[What to produce]
Transcribe everything in the data word for word. Pictures are left out.

[Data for this task]
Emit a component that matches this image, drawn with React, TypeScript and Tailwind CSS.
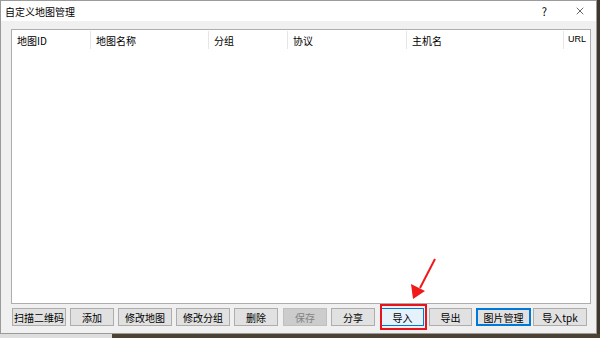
import { X } from 'lucide-react';

const columns = [
    { title: '地图ID', width: 'w-[79px]' },
    { title: '地图名称', width: 'w-[118px]' },
    { title: '分组', width: 'w-[79px]' },
    { title: '协议', width: 'w-[119px]' },
    { title: '主机名', width: 'w-[157px]' },
];

interface Btn {
    label: string;
    cls: string;
    kind?: 'disabled' | 'hot' | 'default';
}

const buttons: Btn[] = [
    { label: '扫描二维码', cls: 'ml-[11px] w-[54px]' },
    { label: '添加', cls: 'ml-[4px] w-[44px]' },
    { label: '修改地图', cls: 'ml-[4px] w-[54px]' },
    { label: '修改分组', cls: 'ml-[4px] w-[54px]' },
    { label: '删除', cls: 'ml-[4px] w-[44px]' },
    { label: '保存', cls: 'ml-[5px] w-[44px]', kind: 'disabled' },
    { label: '分享', cls: 'ml-[4px] w-[44px]' },
    { label: '导入', cls: 'ml-[6px] w-[43px]', kind: 'hot' },
    { label: '导出', cls: 'ml-[5px] w-[43px]' },
    { label: '图片管理', cls: 'ml-[4px] w-[55px]', kind: 'default' },
    { label: '导入tpk', cls: 'ml-[2px] w-[54px]' },
];

function buttonStyle(kind?: Btn['kind']) {
    if (kind === 'disabled') return 'bg-[#cccccc] border-[#bfbfbf] text-[#838383]';
    if (kind === 'hot') return 'bg-[#e5f1fb] border-[#0078d7] text-black';
    if (kind === 'default') return 'bg-[#e1e1e1] border-[#0078d7] border-2 text-black';
    return 'bg-[#e1e1e1] border-[#adadad] text-black';
}

export default function App() {
    return (
        <div
            className="relative w-[600px] h-[338px] overflow-hidden bg-[#4a4232] flex flex-col"
            style={{ fontFamily: '"Microsoft YaHei", "Noto Sans CJK SC", sans-serif' }}
        >
            <div className="flex h-[334px]">
                {/* dialog window */}
                <div className="w-[597px] h-full flex flex-col border border-[#9b9b9b] bg-[#f0f0f0]">
                    {/* title bar */}
                    <div className="h-[20px] bg-white flex items-center pl-[4px] text-[10px] text-black shrink-0">
                        <span>自定义地图管理</span>
                        <span className="ml-auto mr-[27px] text-[11px]">?</span>
                        <X className="mr-[10px] w-[12px] h-[12px]" strokeWidth={1.2} />
                    </div>

                    {/* list view */}
                    <div className="mt-[8px] ml-[10px] mr-[5px] h-[275px] bg-white border border-[#adadad] flex flex-col">
                        <div className="flex h-[20px] items-center text-[10px] text-black">
                            {columns.map(col => (
                                <div
                                    key={col.title}
                                    className={`${col.width} h-[18px] flex items-center pl-[5px] border-r border-[#e5e5e5] shrink-0`}
                                >
                                    {col.title}
                                </div>
                            ))}
                            <div className="pl-[4px] text-[9px]" style={{ fontFamily: '"Liberation Sans", sans-serif' }}>URL</div>
                        </div>
                    </div>

                    {/* buttons */}
                    <div className="flex mt-[4px] h-[18px]">
                        {buttons.map(b => (
                            <div
                                key={b.label}
                                className={`${b.cls} h-[18px] border flex items-center justify-center text-[10px] shrink-0 ${buttonStyle(b.kind)}`}
                            >
                                {b.label}
                            </div>
                        ))}
                    </div>
                </div>
                <div className="flex-1 bg-[#3e382c]" />
            </div>
            {/* desktop strip below */}
            <div className="flex h-[4px]">
                <div className="w-[112px] bg-[#dedede]" />
                <div className="flex-1 bg-[#4a4232]" />
            </div>

            {/* annotation: red box + arrow */}
            <div className="absolute left-[380px] top-[304px] w-[47px] h-[26px] border-2 border-[#e8141b]" />
            <svg className="absolute left-0 top-0" width="600" height="338" viewBox="0 0 600 338">
                <line x1="435" y1="259" x2="420" y2="288" stroke="#f01a1a" strokeWidth="2" />
                <polygon points="413,299 411,284 425,291" fill="#f01a1a" />
            </svg>
        </div>
    );
}
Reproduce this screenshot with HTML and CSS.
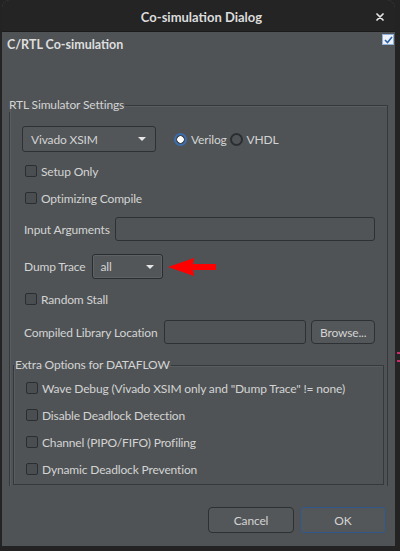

[Worked solution]
Emit a component that matches this image, drawn with React, TypeScript and Tailwind CSS.
import { X } from 'lucide-react';

const columns = [
    { title: '地图ID', width: 'w-[79px]' },
    { title: '地图名称', width: 'w-[118px]' },
    { title: '分组', width: 'w-[79px]' },
    { title: '协议', width: 'w-[119px]' },
    { title: '主机名', width: 'w-[157px]' },
];

interface Btn {
    label: string;
    cls: string;
    kind?: 'disabled' | 'hot' | 'default';
}

const buttons: Btn[] = [
    { label: '扫描二维码', cls: 'ml-[11px] w-[54px]' },
    { label: '添加', cls: 'ml-[4px] w-[44px]' },
    { label: '修改地图', cls: 'ml-[4px] w-[54px]' },
    { label: '修改分组', cls: 'ml-[4px] w-[54px]' },
    { label: '删除', cls: 'ml-[4px] w-[44px]' },
    { label: '保存', cls: 'ml-[5px] w-[44px]', kind: 'disabled' },
    { label: '分享', cls: 'ml-[4px] w-[44px]' },
    { label: '导入', cls: 'ml-[6px] w-[43px]', kind: 'hot' },
    { label: '导出', cls: 'ml-[5px] w-[43px]' },
    { label: '图片管理', cls: 'ml-[4px] w-[55px]', kind: 'default' },
    { label: '导入tpk', cls: 'ml-[2px] w-[54px]' },
];

function buttonStyle(kind?: Btn['kind']) {
    if (kind === 'disabled') return 'bg-[#cccccc] border-[#bfbfbf] text-[#838383]';
    if (kind === 'hot') return 'bg-[#e5f1fb] border-[#0078d7] text-black';
    if (kind === 'default') return 'bg-[#e1e1e1] border-[#0078d7] border-2 text-black';
    return 'bg-[#e1e1e1] border-[#adadad] text-black';
}

export default function App() {
    return (
        <div
            className="relative w-[600px] h-[338px] overflow-hidden bg-[#4a4232] flex flex-col"
            style={{ fontFamily: '"Microsoft YaHei", "Noto Sans CJK SC", sans-serif' }}
        >
            <div className="flex h-[334px]">
                {/* dialog window */}
                <div className="w-[597px] h-full flex flex-col border border-[#9b9b9b] bg-[#f0f0f0]">
                    {/* title bar */}
                    <div className="h-[20px] bg-white flex items-center pl-[4px] text-[10px] text-black shrink-0">
                        <span>自定义地图管理</span>
                        <span className="ml-auto mr-[27px] text-[11px]">?</span>
                        <X className="mr-[10px] w-[12px] h-[12px]" strokeWidth={1.2} />
                    </div>

                    {/* list view */}
                    <div className="mt-[8px] ml-[10px] mr-[5px] h-[275px] bg-white border border-[#adadad] flex flex-col">
                        <div className="flex h-[20px] items-center text-[10px] text-black">
                            {columns.map(col => (
                                <div
                                    key={col.title}
                                    className={`${col.width} h-[18px] flex items-center pl-[5px] border-r border-[#e5e5e5] shrink-0`}
                                >
                                    {col.title}
                                </div>
                            ))}
                            <div className="pl-[4px] text-[9px]" style={{ fontFamily: '"Liberation Sans", sans-serif' }}>URL</div>
                        </div>
                    </div>

                    {/* buttons */}
                    <div className="flex mt-[4px] h-[18px]">
                        {buttons.map(b => (
                            <div
                                key={b.label}
                                className={`${b.cls} h-[18px] border flex items-center justify-center text-[10px] shrink-0 ${buttonStyle(b.kind)}`}
                            >
                                {b.label}
                            </div>
                        ))}
                    </div>
                </div>
                <div className="flex-1 bg-[#3e382c]" />
            </div>
            {/* desktop strip below */}
            <div className="flex h-[4px]">
                <div className="w-[112px] bg-[#dedede]" />
                <div className="flex-1 bg-[#4a4232]" />
            </div>

            {/* annotation: red box + arrow */}
            <div className="absolute left-[380px] top-[304px] w-[47px] h-[26px] border-2 border-[#e8141b]" />
            <svg className="absolute left-0 top-0" width="600" height="338" viewBox="0 0 600 338">
                <line x1="435" y1="259" x2="420" y2="288" stroke="#f01a1a" strokeWidth="2" />
                <polygon points="413,299 411,284 425,291" fill="#f01a1a" />
            </svg>
        </div>
    );
}
Reproduce this screenshot with HTML and CSS.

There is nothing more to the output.